9th Speaker of the Taraba State House of Assembly
- In office December 2019 – December 2022
- Preceded by: Abel Peter Diah
- Succeeded by: John Kizito Bonzina

Member of Taraba State House of Assembly for Lau Constituency
- Incumbent
- Assumed office June 2011

Personal details
- Born: 20 March 1968 (age 58) Kunini, Lau, Taraba State, Nigeria
- Party: Peoples Democratic Party PDP
- Alma mater: Lagos State University Leeds Beckett University
- Occupation: Politician Entrepreneur

= Joseph Kunini =

Nigerian Politician and Former Speaker of the Taraba State House of Assembly

Joseph Albasu Kunini, RT. HON (born 20 March 1968) is a Nigerian politician who was the former Speaker of the Taraba State House of Assembly in the 9th Assembly.

Joseph Kunini is a member of the Peoples Democratic Party who has been representing Lau State Constituency in the Taraba State House of Assembly since 2011.

==Early life and education==
Joseph Kunini was born on March 20, 1968, into a simple and peasant but royal family of Albasu Kinjoh in Kunini, Lau Local Government Area of Taraba State.

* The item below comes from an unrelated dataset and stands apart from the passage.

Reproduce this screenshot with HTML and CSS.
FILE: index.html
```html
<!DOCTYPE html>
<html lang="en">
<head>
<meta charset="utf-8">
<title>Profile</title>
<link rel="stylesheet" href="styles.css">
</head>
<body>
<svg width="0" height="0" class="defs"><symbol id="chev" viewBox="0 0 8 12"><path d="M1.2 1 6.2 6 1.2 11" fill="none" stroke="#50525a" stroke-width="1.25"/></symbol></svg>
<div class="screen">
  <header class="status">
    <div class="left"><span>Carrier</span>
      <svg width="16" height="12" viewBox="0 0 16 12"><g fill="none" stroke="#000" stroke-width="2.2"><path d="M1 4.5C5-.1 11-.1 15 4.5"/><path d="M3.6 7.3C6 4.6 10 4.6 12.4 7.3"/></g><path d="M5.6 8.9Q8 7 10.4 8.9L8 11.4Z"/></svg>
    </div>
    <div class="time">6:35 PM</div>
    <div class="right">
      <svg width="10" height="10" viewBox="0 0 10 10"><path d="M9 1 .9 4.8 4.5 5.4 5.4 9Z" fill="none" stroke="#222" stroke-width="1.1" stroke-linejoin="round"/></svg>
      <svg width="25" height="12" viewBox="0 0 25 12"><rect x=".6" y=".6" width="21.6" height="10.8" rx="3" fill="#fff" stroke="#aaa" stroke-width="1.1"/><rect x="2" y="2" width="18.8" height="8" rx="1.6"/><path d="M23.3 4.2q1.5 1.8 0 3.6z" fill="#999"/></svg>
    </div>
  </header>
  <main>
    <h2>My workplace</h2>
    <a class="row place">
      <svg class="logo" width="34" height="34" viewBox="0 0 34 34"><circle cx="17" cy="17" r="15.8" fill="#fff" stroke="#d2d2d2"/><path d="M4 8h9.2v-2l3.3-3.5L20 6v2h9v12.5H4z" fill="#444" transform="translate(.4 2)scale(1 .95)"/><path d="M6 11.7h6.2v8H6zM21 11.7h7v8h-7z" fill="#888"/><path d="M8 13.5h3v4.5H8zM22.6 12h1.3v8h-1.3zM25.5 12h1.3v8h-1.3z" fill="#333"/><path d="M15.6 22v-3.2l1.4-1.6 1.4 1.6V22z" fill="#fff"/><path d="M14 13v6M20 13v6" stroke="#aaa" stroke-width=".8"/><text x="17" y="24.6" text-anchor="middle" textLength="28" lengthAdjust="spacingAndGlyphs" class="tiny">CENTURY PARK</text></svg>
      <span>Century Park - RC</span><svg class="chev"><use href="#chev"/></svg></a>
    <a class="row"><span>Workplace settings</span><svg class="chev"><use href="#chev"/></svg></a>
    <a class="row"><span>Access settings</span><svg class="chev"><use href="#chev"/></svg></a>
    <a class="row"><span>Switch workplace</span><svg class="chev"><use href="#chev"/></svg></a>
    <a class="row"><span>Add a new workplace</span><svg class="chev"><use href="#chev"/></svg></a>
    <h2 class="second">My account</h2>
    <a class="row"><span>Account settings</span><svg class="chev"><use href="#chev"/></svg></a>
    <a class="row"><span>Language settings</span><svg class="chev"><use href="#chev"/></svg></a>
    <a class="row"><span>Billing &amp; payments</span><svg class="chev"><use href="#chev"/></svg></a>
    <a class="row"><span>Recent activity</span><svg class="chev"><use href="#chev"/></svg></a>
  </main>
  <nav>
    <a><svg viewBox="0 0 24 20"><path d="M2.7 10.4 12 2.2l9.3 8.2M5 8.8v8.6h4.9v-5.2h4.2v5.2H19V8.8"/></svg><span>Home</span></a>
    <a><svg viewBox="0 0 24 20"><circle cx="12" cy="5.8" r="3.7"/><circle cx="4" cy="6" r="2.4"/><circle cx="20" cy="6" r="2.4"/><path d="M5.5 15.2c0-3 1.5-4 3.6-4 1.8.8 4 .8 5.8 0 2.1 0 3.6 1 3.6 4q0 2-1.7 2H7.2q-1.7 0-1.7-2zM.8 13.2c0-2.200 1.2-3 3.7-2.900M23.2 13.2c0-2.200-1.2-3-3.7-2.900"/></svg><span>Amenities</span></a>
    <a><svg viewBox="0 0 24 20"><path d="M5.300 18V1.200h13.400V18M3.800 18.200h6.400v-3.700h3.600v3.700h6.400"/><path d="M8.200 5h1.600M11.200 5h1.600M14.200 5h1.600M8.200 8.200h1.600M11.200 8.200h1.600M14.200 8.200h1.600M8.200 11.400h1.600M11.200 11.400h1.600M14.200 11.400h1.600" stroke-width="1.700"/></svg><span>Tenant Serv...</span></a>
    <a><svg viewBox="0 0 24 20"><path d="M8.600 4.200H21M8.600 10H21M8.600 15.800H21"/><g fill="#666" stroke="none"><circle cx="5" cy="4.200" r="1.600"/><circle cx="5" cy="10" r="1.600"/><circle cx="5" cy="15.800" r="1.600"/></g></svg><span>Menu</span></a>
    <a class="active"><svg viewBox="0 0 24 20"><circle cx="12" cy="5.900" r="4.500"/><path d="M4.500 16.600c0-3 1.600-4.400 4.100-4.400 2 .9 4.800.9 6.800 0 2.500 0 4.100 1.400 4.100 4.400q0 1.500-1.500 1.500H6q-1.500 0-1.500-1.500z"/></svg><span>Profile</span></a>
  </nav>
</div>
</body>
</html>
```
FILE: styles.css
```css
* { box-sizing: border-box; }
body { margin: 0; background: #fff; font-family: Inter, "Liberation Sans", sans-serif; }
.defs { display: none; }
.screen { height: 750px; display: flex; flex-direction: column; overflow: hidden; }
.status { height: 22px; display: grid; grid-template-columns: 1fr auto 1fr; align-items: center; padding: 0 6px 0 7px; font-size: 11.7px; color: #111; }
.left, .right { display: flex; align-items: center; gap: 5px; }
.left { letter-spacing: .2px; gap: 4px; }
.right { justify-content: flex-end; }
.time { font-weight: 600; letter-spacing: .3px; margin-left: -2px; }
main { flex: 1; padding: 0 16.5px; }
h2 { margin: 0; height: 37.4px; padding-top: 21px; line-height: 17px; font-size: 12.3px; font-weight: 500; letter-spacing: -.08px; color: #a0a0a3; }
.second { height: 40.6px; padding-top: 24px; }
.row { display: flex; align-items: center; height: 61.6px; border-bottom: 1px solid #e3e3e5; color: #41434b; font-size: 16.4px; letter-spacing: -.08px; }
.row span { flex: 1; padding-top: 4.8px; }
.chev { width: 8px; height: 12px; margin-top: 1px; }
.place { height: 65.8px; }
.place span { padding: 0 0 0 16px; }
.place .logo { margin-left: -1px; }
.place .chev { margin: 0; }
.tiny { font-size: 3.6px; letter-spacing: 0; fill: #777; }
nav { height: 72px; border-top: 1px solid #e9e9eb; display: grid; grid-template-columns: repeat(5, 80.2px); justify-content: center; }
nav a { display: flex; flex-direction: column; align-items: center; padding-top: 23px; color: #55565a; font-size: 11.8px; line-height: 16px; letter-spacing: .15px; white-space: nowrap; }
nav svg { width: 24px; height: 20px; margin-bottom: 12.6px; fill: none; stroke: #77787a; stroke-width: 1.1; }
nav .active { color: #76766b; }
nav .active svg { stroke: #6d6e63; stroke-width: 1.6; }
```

He enrolled into the then Local Education Authority (LEA) Primary School, Kunini in 1979 where he obtained his First School Leaving Certificate in 1985. He later gained admission into Government Day Secondary School, Kunini in 1985 and completed in 1991. He advanced to the College of Preliminary Studies, Yola in 1991 to 1992 and later proceeded to Lagos State University and graduated with Bachelor of Science in Business Administration and Bachelor of Science Industrial Relations and Personnel Management in 1998 and 2003, respectively.

He went further to bagged a Masters of Business Administration (MBA) in Industrial Relations and Strategic Studies from the Lagos State University and also Masters of Science (M.Sc.) in Corporate Governance from the Leeds Beckett University in 2010. He later returned to Leeds Beckett University to pursue his doctorate degree between 2012 and 2016 which earned him Doctor of Philosophy (PhD) in Accounting Finance.

==Political career==
Following his voluntary resignation in 2010 from the Federal Civil Service, Kunini delved into the political arena, contested and won in 2011 as Member representing Lau Constituency in the Taraba State House of Assembly on the platform of the PDP. He served as Chairman, House Committee on Finance and Appropriation between 2011 and 2013 before he was appointed Majority Leader between 2013 and 2019.

In December 2019, he was elected the Speaker of the Taraba State House of Assembly following the resignation of the former Speaker of the house, Abel Peter Diah and Deputy Speaker, Muhammad Gwampo. Kunini was nominated by Bonzena Kizito, a member from Zing Constituency and was seconded by Ammed Jedua of Gembu Constituency. Sixteen of the 24 members of the house who were present elected Kunini speaker of the house unopposed.